Nandigram : Tradition of Resistance
- Civil Disobedience Movement (1930)
- Quit India Movement (1942)
- Tebhaga (1946-47)
- Resistance to SEZ (2007)
Nandigram : Tradition of Resistance
``What is the Left, then, in West Bengal? I would suggest that the very long and rich tradition of the Left politics and culture has survived ... in the amazing resistance of peasants, among poor people who cling to their urban dwellings and livelihood ...'' - Tanika Sarkar in April 2007 issue of Hardnews.

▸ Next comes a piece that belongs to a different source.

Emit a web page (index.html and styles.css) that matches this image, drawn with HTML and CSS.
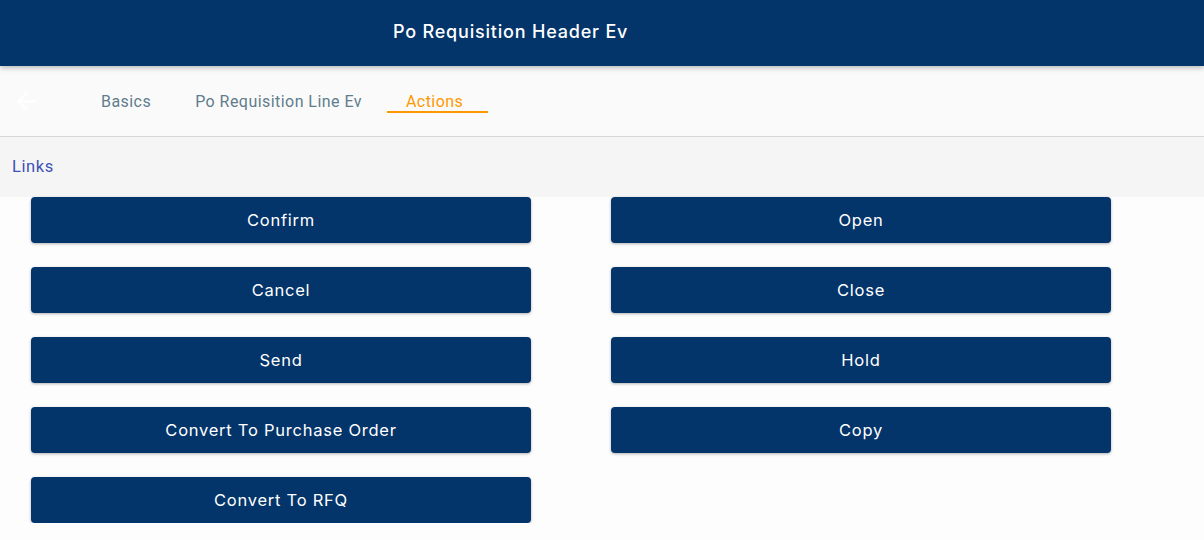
FILE: index.html
```html
<!DOCTYPE html>
<html>
<head>
<meta charset="utf-8">
<link rel="stylesheet" href="styles.css">
</head>
<body>
<header class="topbar">
  <h1 class="title">Po Requisition Header Ev</h1>
</header>
<nav class="tabbar">
  <div class="back">
    <svg width="29" height="29" viewBox="0 0 24 24"><path d="M20 11H7.83l5.59-5.59L12 4l-8 8 8 8 1.41-1.41L7.83 13H20v-2z" fill="#ffffff"/></svg>
  </div>
  <div class="tab">Basics</div>
  <div class="tab">Po Requisition Line Ev</div>
  <div class="tab active">Actions</div>
</nav>
<section class="links">Links</section>
<main class="actions">
  <button class="btn">Confirm</button>
  <button class="btn">Open</button>
  <button class="btn">Cancel</button>
  <button class="btn">Close</button>
  <button class="btn">Send</button>
  <button class="btn">Hold</button>
  <button class="btn">Convert To Purchase Order</button>
  <button class="btn">Copy</button>
  <button class="btn">Convert To RFQ</button>
</main>
</body>
</html>
```
FILE: styles.css
```css
html, body {
  margin: 0;
  padding: 0;
  background: #fdfdfd;
  font-family: Roboto, "Liberation Sans", sans-serif;
}
.topbar {
  height: 66px;
  background: #03346a;
  display: flex;
  align-items: center;
  padding-left: 393px;
  box-sizing: border-box;
  position: relative;
  z-index: 2;
  box-shadow: 0 2px 5px rgba(0,0,0,0.25);
}
.title {
  margin: 0 0 4px 0;
  font-family: Inter, "Open Sans", sans-serif;
  font-size: 18px;
  font-weight: 500;
  color: #ffffff;
  letter-spacing: 0.8px;
}
.tabbar {
  height: 70px;
  background: #fafafa;
  border-bottom: 1px solid #d8d8d8;
  display: flex;
  align-items: stretch;
  position: relative;
  z-index: 1;
}
.back {
  width: 79px;
  display: flex;
  align-items: center;
  padding-left: 12px;
  box-sizing: border-box;
  padding-top: 1px;
}
.tab {
  padding: 0 22px;
  display: flex;
  align-items: center;
  font-size: 16px;
  letter-spacing: 0.45px;
  color: #5f7d8c;
  position: relative;
}
.tab.active {
  color: #ff9800;
}
.tab.active::after {
  content: "";
  position: absolute;
  left: 3px;
  right: -3px;
  top: 45px;
  height: 2px;
  background: #ff9800;
}
.links {
  height: 60px;
  background: #f5f5f5;
  display: flex;
  align-items: center;
  padding-left: 12px;
  padding-bottom: 2px;
  box-sizing: border-box;
  font-size: 16.5px;
  letter-spacing: 0.6px;
  color: #3f51b5;
}
.actions {
  display: grid;
  grid-template-columns: 500px 500px;
  column-gap: 80px;
  row-gap: 24px;
  padding-left: 31px;
}
.btn {
  height: 46px;
  border: none;
  border-radius: 4px;
  background: #03346a;
  color: #ffffff;
  font-family: Inter, "Open Sans", sans-serif;
  font-size: 16.5px;
  font-weight: 400;
  letter-spacing: 0.75px;
  box-shadow: 0 1px 3px rgba(0,0,0,0.3);
  padding: 0;
  padding-bottom: 1px;
}
```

The resistance of Nandigram has become the symbol of humble people's defiance, protest, militant resistance and sacrifice against the globalising local state. The poor rural peasant and his woman have come forward to lead the resistance against neo-liberal globalisation in form of eviction of the masses from the roots. They have broken the `cultural silence' - the stupor, apathy, cynicism and mute opportunistic compliance defining the intelligentsia and middle classes. There are reasons why many of the critical tensions of our time have found a volcanic mouth in Nandigram which lies in the East Midnapur district of West Bengal (formerly undivided Midnapur). It has been the crucible of the Civil Disobedience Movement (1930), the Quit India Movement (1942) and the Tebhaga Movement (1946-47) in the pre-colonial era. Nandigram is located around 150 km from Kolkata, on the south bank of the Haldi River, opposite the industrial city of Haldia. The area falls under Haldia Development Authority which consists constituencies of Nandigram, Patashpur, Panskura (West) and Tamluk. There are three blocks, Nandigram I, II, and III dominated by Muslims and lower caste Hindus. Although it is on the other bank from the industrial city of Haldia, the people of Nandigram survive by engaging themselves in garment industry, agriculture and estuarine fishing. The residents of 38 villages are mostly a peasant population, predominantly poor and middle class farmers. One hears about the Jellingham Project at Nandigram Block 1, where about 400 acres of land had been acquired in 1977 for ship repairs. Although one hundred and forty two families lost their land in the process, the project stopped functioning after five years and the site today lies deserted.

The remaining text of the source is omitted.